- Promotional release poster
- Genre: Drama
- Written by: Rahul Riji Nair
- Directed by: Srikanth Mohan
- Starring: Saiju Kurup; Miya George;
- Music by: Sidhartha Pradeep
- Country of origin: India
- Original language: Malayalam
- No. of episodes: 6

Production
- Producer: Rahul Riji Nair
- Cinematography: Prasanth Raveendran
- Editor: Christy Sebastian
- Camera setup: Multi-camera
- Running time: 31–33 minutes
- Production company: First Print Studios

Original release
- Network: SonyLIV
- Release: 11 October 2024

= Jai Mahendran =

Jai Mahendran is an Indian Malayalam-language drama streaming television series directed by Srikanth Mohan and written by Rahul Riji Nair.
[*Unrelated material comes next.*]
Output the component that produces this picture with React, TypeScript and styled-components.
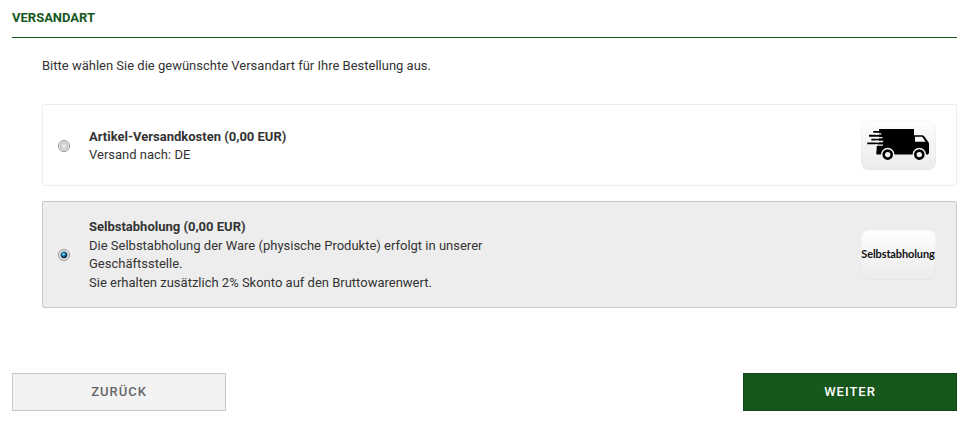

Produced under First Print Studios, starring Saiju Kurup and Miya George in lead roles. as Priya Mahendran. It premiered on SonyLIV on 11 October 2024.

== Cast ==
- Saiju Kurup as Deputy Tahasildar Mahendran
- Suhasini Maniratnam as Tahasildar Shobha
- Miya George as Priya Mahendran
- Suresh Krishna as Aravindan Tahasildar in charge
- Johny Antony as Chief Minister Chandy Kurian
- Maniyanpilla Raju as Koshy Thomas Revenue Minister
- Balachandran Chullikkad as Rtd Tahasildar Shibu
- Rahul Riji Nair as Balu Balagopal
- Vishnu Govindan as Saji
- Sidhartha Siva as Sathish
- Malavika Manoj as Malu; Shobha's daughter
- Pauly Valsan as Jancy
- Anand Manmadan as Babu
- Jeo Baby as Harichandran
- Appunni Sasi as Aniyankunju
- Krishnan Balakrishnan as Minister PS
- Renjith Sekhar Nair as Prajas
- Zhins Shan as Jacob
- Vinita Venugopal as Menaka
- Abraham Joseph

== Production ==
The series was announced on SonyLIV. The principal photography of the series commenced in April 2023. The filming was wrapped in June 2023. The trailer of the series was released on 28 September 2024.

== Release ==
The series was initially scheduled to release on 9 February 2024, but was later moved to 11 October 2024.

== Reception ==
Latha Srinivasan of Hindustan Times and Anandu Suresh of The Indian Express reviewed the series. Akhila Menon of OTTPlay gave the series 3/5 stars.